Web page code records

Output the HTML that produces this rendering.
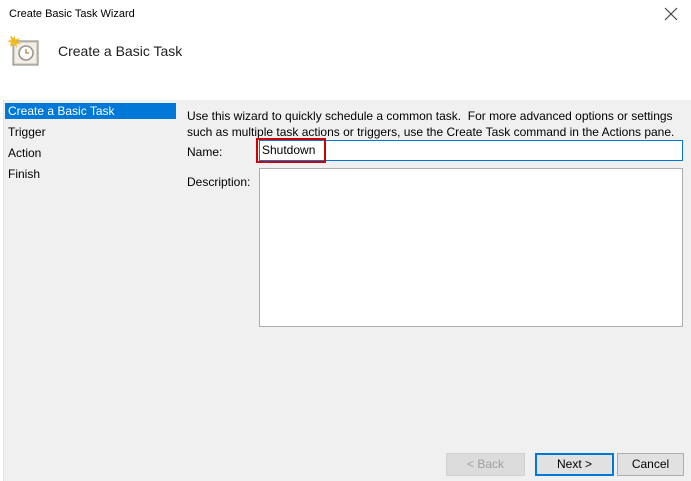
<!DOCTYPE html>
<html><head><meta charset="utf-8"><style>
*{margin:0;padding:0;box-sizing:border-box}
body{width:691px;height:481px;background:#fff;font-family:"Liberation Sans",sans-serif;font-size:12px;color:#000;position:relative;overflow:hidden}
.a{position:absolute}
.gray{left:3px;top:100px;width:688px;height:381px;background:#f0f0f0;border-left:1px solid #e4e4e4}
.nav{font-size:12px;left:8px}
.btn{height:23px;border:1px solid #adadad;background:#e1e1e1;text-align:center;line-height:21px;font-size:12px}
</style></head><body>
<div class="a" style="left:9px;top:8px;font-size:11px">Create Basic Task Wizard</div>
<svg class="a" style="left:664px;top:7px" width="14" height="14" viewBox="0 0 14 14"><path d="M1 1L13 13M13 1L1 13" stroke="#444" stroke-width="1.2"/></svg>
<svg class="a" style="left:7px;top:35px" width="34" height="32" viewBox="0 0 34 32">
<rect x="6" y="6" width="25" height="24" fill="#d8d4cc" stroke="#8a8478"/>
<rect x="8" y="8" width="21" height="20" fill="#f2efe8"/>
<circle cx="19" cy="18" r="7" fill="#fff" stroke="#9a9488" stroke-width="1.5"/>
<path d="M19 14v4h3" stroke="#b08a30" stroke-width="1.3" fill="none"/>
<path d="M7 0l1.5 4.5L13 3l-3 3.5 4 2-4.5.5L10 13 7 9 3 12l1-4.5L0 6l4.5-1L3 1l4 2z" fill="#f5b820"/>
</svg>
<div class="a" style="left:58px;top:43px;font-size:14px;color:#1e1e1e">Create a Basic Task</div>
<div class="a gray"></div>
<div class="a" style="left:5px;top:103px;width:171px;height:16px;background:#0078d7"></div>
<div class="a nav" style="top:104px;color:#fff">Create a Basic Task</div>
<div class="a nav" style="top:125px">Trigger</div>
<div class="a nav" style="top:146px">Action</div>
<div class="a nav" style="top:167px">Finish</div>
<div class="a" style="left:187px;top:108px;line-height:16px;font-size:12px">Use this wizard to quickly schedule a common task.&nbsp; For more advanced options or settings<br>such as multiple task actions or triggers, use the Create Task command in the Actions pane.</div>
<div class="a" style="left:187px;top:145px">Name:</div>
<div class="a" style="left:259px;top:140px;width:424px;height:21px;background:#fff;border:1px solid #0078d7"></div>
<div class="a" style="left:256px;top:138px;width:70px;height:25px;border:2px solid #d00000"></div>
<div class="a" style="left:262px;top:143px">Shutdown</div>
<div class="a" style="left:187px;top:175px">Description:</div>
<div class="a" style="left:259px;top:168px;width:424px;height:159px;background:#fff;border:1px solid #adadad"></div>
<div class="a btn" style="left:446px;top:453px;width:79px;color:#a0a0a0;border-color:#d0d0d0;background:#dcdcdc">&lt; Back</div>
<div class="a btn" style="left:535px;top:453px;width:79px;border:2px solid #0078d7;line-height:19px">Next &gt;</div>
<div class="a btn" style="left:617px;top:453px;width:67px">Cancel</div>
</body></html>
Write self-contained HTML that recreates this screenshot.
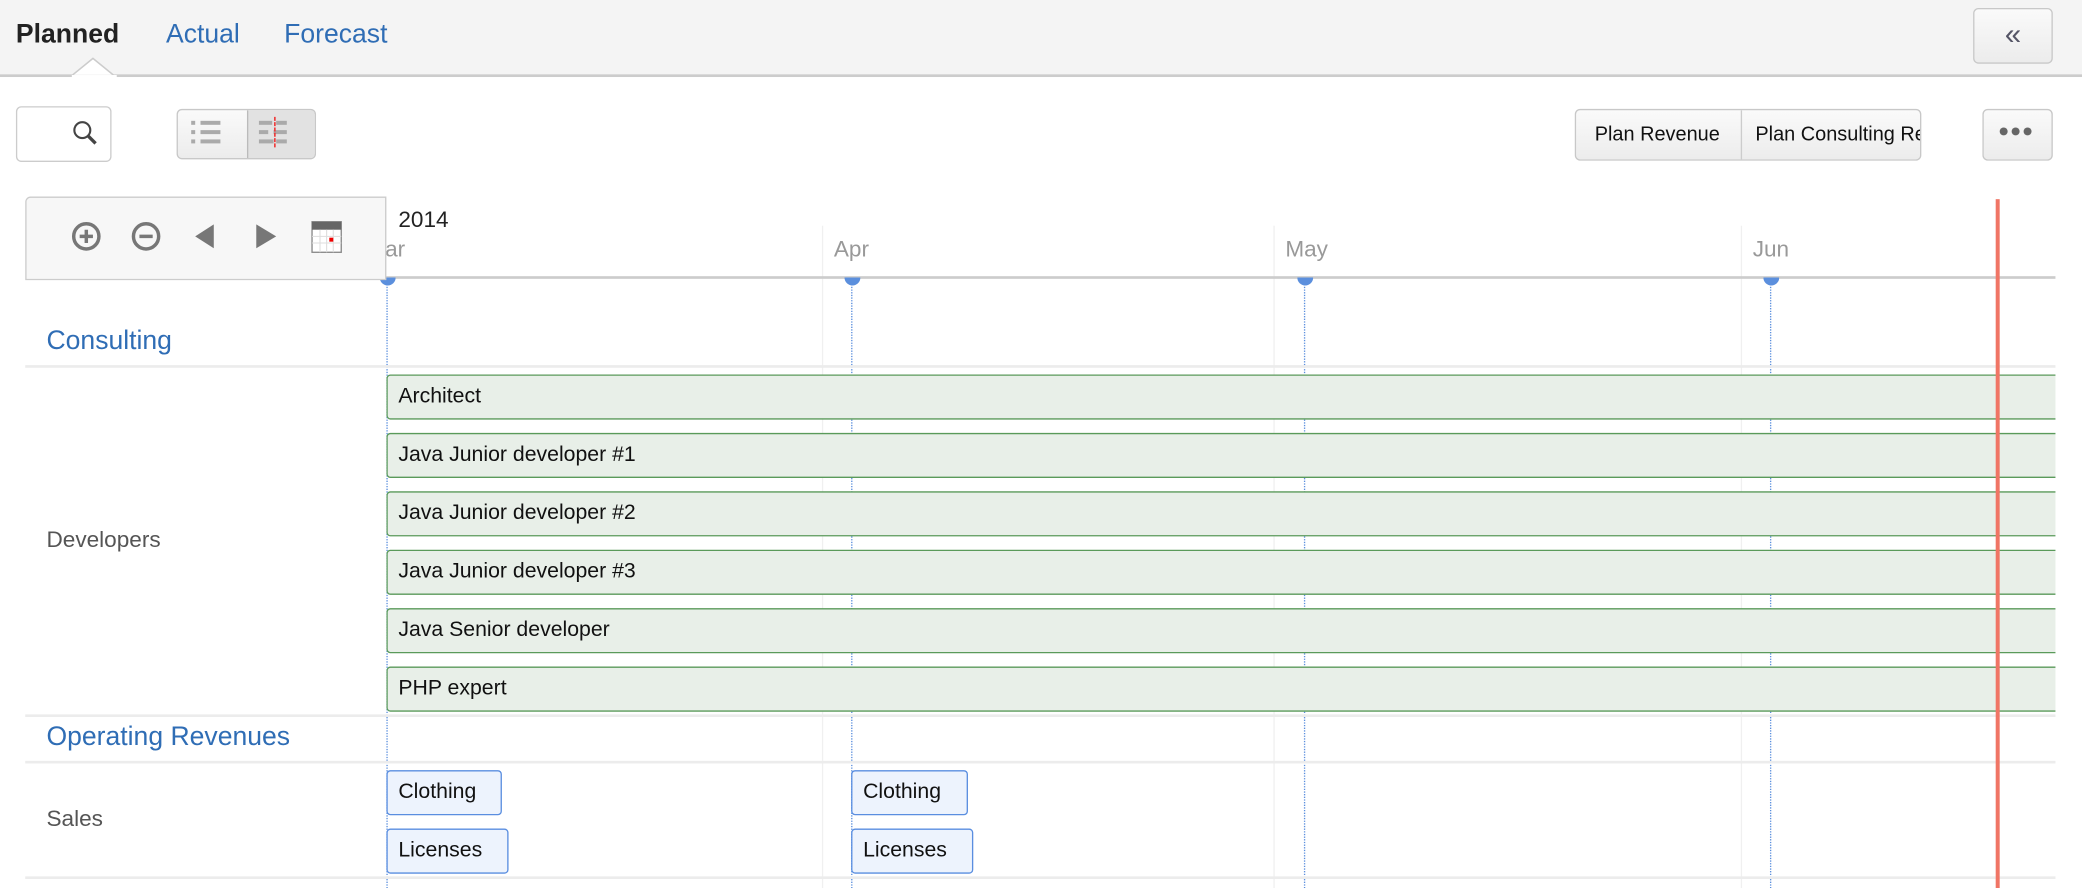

YOUR GOAL
Make an exact copy of the data, leaving its pictures out.

RESPONSE FOR THIS EXERCISE
Output the HTML that produces this rendering.
<!DOCTYPE html>
<html><head><meta charset="utf-8"><style>
*{margin:0;padding:0;box-sizing:border-box}
body{width:691px;height:481px;background:#fff;font-family:"Liberation Sans",sans-serif;font-size:12px;color:#000;position:relative;overflow:hidden}
.a{position:absolute}
.gray{left:3px;top:100px;width:688px;height:381px;background:#f0f0f0;border-left:1px solid #e4e4e4}
.nav{font-size:12px;left:8px}
.btn{height:23px;border:1px solid #adadad;background:#e1e1e1;text-align:center;line-height:21px;font-size:12px}
</style></head><body>
<div class="a" style="left:9px;top:8px;font-size:11px">Create Basic Task Wizard</div>
<svg class="a" style="left:664px;top:7px" width="14" height="14" viewBox="0 0 14 14"><path d="M1 1L13 13M13 1L1 13" stroke="#444" stroke-width="1.2"/></svg>
<svg class="a" style="left:7px;top:35px" width="34" height="32" viewBox="0 0 34 32">
<rect x="6" y="6" width="25" height="24" fill="#d8d4cc" stroke="#8a8478"/>
<rect x="8" y="8" width="21" height="20" fill="#f2efe8"/>
<circle cx="19" cy="18" r="7" fill="#fff" stroke="#9a9488" stroke-width="1.5"/>
<path d="M19 14v4h3" stroke="#b08a30" stroke-width="1.3" fill="none"/>
<path d="M7 0l1.5 4.5L13 3l-3 3.5 4 2-4.5.5L10 13 7 9 3 12l1-4.5L0 6l4.5-1L3 1l4 2z" fill="#f5b820"/>
</svg>
<div class="a" style="left:58px;top:43px;font-size:14px;color:#1e1e1e">Create a Basic Task</div>
<div class="a gray"></div>
<div class="a" style="left:5px;top:103px;width:171px;height:16px;background:#0078d7"></div>
<div class="a nav" style="top:104px;color:#fff">Create a Basic Task</div>
<div class="a nav" style="top:125px">Trigger</div>
<div class="a nav" style="top:146px">Action</div>
<div class="a nav" style="top:167px">Finish</div>
<div class="a" style="left:187px;top:108px;line-height:16px;font-size:12px">Use this wizard to quickly schedule a common task.&nbsp; For more advanced options or settings<br>such as multiple task actions or triggers, use the Create Task command in the Actions pane.</div>
<div class="a" style="left:187px;top:145px">Name:</div>
<div class="a" style="left:259px;top:140px;width:424px;height:21px;background:#fff;border:1px solid #0078d7"></div>
<div class="a" style="left:256px;top:138px;width:70px;height:25px;border:2px solid #d00000"></div>
<div class="a" style="left:262px;top:143px">Shutdown</div>
<div class="a" style="left:187px;top:175px">Description:</div>
<div class="a" style="left:259px;top:168px;width:424px;height:159px;background:#fff;border:1px solid #adadad"></div>
<div class="a btn" style="left:446px;top:453px;width:79px;color:#a0a0a0;border-color:#d0d0d0;background:#dcdcdc">&lt; Back</div>
<div class="a btn" style="left:535px;top:453px;width:79px;border:2px solid #0078d7;line-height:19px">Next &gt;</div>
<div class="a btn" style="left:617px;top:453px;width:67px">Cancel</div>
</body></html>
Write self-contained HTML that recreates this screenshot.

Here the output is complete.